Compound Interest Calculator
Three modes: Single (full breakdown of one plan), Compare (up to 4 scenarios side by side with one chart and a vs-best diff), and Goal seek (solve for monthly contribution, annual rate or time to hit a target). Models contribution escalation, tax drag, inflation, any compounding frequency and start/end-of-period timing.
All calculations happen in your browser. Nothing is uploaded.
This tool is informational only and does not constitute financial advice. Real returns vary; market investments are not guaranteed.
How to use this compound interest calculator
- Single mode: enter principal, rate, time and compounding frequency. Add optional monthly/yearly contributions, escalation and a tax-drag percentage.
- Compare mode: edit up to 4 plans side by side and read the chart with one line per plan and a vs-best diff.
- Goal seek: enter a target balance, choose what to solve for (monthly contribution, annual rate, or years), and the calculator finds the value with binary search.
- Add inflation to see the real (purchasing-power) value at the end of the term.
- Copy the summary or expand the year-by-year table.
Frequently asked questions
What does goal seek solve for?
Pick one: how much to contribute monthly to hit a target by date X; what annual return you'd need; or how many years it takes given your current contributions and rate.
How does contribution escalation work?
Your contribution grows each year by the percentage you set — useful to model salary increases. Year 1 = base; year N = base × (1 + esc)^(N−1).
What is tax drag and how is it applied?
A flat percentage applied to the gross compounded annual return — a quick way to model the impact of taxable accounts. Set 0% for tax-advantaged accounts.
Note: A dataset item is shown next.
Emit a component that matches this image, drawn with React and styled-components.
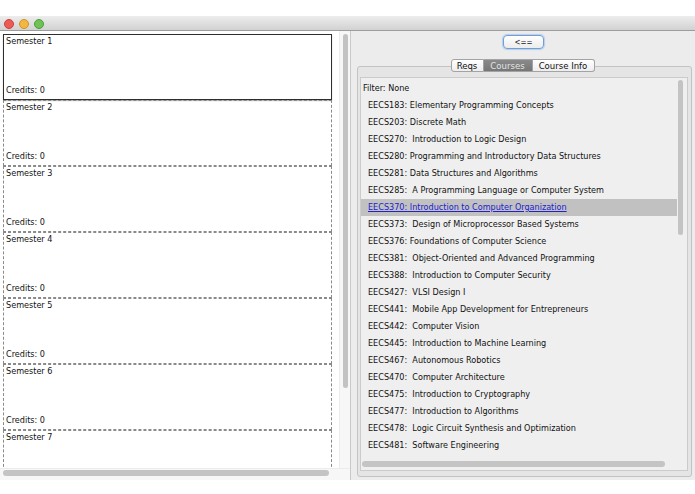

What is the difference between simple and compound interest?
Simple interest only applies to the original principal. Compound interest also earns interest on previously earned interest. Over long horizons the difference is dramatic.
What is continuous compounding?
It's the limit as compounding frequency goes to infinity, calculated with e^(rt). It's the upper bound — daily compounding is already very close to it.
What is the effective annual rate (EAR)?
The actual yearly return when interest compounds more than once per year. For 6% nominal compounded monthly, EAR ≈ 6.17%.